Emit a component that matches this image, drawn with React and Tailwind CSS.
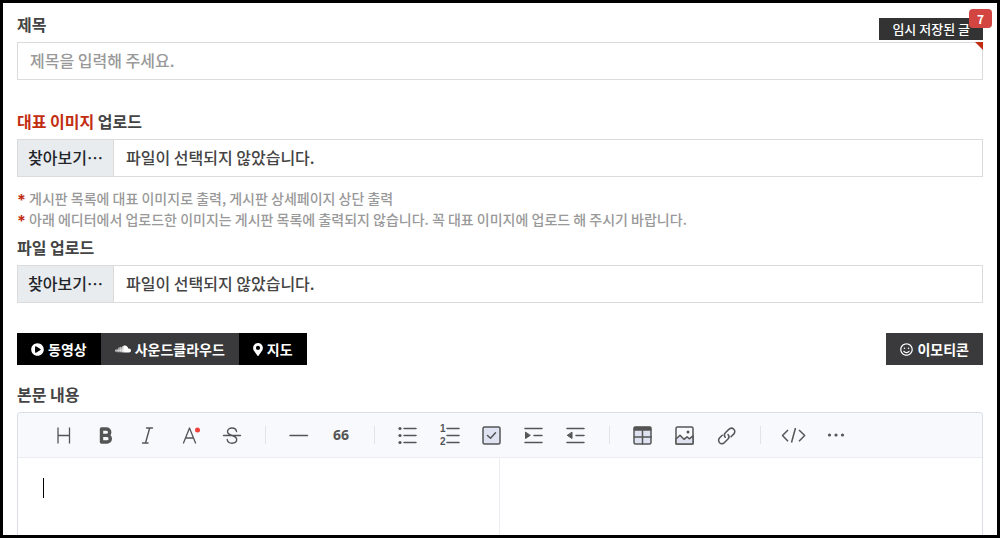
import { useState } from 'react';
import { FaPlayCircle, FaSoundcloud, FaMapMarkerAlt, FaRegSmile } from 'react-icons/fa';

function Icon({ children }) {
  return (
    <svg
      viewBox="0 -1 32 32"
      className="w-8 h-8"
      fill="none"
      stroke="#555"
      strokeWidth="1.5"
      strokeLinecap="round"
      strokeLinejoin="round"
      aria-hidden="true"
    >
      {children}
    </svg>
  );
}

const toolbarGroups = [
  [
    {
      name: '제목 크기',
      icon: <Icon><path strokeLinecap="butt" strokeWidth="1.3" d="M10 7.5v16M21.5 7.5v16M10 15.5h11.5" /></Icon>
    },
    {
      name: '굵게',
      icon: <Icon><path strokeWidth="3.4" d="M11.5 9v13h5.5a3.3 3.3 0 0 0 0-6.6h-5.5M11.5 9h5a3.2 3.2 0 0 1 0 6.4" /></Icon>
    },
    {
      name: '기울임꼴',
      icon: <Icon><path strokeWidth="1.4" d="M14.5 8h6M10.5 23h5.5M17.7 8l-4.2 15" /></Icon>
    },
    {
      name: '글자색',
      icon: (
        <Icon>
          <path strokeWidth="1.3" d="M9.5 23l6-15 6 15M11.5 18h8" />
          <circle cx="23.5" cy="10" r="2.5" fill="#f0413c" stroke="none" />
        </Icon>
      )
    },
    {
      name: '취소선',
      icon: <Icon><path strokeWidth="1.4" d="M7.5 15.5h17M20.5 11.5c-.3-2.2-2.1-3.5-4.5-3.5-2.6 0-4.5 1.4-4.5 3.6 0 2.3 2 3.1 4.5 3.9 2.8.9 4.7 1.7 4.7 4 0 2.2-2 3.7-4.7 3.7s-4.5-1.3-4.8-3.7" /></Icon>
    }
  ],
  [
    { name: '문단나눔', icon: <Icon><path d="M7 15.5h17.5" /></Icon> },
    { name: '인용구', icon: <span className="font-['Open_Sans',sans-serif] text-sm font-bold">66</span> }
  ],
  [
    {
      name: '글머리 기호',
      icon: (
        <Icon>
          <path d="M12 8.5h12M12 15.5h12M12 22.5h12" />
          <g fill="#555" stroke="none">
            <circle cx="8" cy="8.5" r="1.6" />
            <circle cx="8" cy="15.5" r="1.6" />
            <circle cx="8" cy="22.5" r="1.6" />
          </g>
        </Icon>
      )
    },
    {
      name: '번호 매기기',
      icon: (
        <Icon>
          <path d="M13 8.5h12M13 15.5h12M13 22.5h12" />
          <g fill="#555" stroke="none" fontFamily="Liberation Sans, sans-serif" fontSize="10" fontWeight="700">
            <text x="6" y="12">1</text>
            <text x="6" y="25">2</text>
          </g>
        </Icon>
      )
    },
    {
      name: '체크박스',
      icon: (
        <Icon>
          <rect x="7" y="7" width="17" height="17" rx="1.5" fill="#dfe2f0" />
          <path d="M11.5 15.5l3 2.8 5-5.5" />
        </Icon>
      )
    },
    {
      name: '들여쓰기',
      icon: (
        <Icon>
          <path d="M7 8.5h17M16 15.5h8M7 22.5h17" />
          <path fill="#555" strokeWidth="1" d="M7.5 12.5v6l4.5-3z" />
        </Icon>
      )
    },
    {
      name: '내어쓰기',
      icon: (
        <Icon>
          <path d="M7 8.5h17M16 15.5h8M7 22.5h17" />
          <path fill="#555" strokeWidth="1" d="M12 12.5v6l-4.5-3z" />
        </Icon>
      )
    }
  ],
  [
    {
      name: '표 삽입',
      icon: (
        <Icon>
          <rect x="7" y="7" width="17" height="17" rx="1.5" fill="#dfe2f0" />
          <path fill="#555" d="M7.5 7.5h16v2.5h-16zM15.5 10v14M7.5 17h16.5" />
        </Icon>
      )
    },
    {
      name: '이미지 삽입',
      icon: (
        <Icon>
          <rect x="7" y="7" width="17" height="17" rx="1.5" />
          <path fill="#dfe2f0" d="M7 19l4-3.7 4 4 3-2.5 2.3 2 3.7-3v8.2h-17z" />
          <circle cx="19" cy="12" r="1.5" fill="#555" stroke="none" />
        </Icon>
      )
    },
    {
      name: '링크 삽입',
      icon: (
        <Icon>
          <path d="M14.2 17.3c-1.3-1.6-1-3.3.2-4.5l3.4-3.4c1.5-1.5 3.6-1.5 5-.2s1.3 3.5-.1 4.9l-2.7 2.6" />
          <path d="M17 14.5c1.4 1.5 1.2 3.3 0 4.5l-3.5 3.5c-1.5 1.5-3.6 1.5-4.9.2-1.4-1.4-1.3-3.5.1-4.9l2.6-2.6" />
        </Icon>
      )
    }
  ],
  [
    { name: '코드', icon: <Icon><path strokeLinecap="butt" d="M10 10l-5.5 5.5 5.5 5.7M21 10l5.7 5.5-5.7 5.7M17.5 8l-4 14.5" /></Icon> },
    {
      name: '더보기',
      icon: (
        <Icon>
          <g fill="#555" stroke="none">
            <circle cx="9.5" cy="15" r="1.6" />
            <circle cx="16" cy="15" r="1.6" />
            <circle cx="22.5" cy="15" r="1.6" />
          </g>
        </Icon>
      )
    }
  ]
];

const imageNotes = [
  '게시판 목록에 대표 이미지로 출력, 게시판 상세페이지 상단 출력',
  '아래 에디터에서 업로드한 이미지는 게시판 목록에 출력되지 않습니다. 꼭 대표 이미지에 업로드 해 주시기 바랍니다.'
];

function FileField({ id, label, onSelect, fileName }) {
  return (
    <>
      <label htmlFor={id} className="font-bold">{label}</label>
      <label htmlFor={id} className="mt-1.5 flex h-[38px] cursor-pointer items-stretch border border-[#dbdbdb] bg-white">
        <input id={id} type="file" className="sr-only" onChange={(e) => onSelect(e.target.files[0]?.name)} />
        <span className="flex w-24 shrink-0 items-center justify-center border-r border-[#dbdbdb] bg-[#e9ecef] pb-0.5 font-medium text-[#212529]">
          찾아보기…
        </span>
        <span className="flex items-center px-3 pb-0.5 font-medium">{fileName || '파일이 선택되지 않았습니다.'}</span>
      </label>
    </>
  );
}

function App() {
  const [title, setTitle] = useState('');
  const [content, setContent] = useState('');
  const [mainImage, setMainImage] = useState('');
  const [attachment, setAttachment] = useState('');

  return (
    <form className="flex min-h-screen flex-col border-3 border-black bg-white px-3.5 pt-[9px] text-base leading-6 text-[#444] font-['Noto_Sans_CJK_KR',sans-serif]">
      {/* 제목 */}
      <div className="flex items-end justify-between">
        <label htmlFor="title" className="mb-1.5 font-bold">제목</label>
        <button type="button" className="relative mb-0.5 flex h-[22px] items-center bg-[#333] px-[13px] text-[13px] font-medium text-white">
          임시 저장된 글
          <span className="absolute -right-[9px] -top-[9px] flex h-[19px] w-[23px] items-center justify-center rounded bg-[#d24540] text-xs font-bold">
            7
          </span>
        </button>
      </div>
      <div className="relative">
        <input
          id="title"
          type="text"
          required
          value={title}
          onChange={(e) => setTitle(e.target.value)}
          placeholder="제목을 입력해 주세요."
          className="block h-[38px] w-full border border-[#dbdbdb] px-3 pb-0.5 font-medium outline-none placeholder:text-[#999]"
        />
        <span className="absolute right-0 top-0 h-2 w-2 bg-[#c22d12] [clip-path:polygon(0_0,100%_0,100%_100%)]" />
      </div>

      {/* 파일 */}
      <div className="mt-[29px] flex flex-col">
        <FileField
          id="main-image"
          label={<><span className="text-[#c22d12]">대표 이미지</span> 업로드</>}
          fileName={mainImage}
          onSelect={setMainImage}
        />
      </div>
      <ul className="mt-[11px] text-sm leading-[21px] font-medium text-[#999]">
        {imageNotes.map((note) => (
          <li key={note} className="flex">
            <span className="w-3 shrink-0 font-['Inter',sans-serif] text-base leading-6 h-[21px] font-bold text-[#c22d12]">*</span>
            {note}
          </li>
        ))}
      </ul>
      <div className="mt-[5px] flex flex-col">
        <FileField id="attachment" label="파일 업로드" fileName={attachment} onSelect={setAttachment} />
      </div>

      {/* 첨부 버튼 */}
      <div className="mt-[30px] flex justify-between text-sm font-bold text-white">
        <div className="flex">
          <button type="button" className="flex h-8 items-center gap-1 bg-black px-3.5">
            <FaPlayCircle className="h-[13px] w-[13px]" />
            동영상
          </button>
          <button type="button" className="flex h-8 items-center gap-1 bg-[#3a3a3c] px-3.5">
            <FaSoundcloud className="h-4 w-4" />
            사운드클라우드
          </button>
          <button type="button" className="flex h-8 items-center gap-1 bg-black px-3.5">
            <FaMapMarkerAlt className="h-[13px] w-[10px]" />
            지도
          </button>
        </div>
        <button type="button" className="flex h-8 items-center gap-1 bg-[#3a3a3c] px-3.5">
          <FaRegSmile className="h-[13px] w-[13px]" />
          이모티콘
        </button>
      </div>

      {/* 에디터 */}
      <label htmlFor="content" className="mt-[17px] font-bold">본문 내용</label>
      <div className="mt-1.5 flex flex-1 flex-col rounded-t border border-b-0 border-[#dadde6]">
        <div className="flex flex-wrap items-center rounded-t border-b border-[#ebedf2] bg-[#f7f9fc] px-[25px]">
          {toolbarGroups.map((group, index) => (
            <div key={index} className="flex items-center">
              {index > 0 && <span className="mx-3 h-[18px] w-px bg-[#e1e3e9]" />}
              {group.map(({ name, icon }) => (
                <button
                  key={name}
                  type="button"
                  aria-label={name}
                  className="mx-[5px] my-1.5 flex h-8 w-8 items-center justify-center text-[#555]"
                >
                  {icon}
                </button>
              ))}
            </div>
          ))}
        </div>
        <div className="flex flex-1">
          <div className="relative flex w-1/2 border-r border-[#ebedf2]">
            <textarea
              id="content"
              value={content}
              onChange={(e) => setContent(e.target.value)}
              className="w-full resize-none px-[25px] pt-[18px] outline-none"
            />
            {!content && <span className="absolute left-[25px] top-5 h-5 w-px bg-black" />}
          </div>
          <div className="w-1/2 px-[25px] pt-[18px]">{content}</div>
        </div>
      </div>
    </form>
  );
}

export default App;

◆ ◆ ◆

→ What you should do
Please extract exactly the lines of the data, from the first through the line containing "FaSoundcloud, FaMapMarkerAlt, FaRegSmile", and add no pictures to the copy.

→ Answer below
Emit a component that matches this image, drawn with React and Tailwind CSS.
import { useState } from 'react';
import { FaPlayCircle, FaSoundcloud, FaMapMarkerAlt, FaRegSmile } from 'react-icons/fa';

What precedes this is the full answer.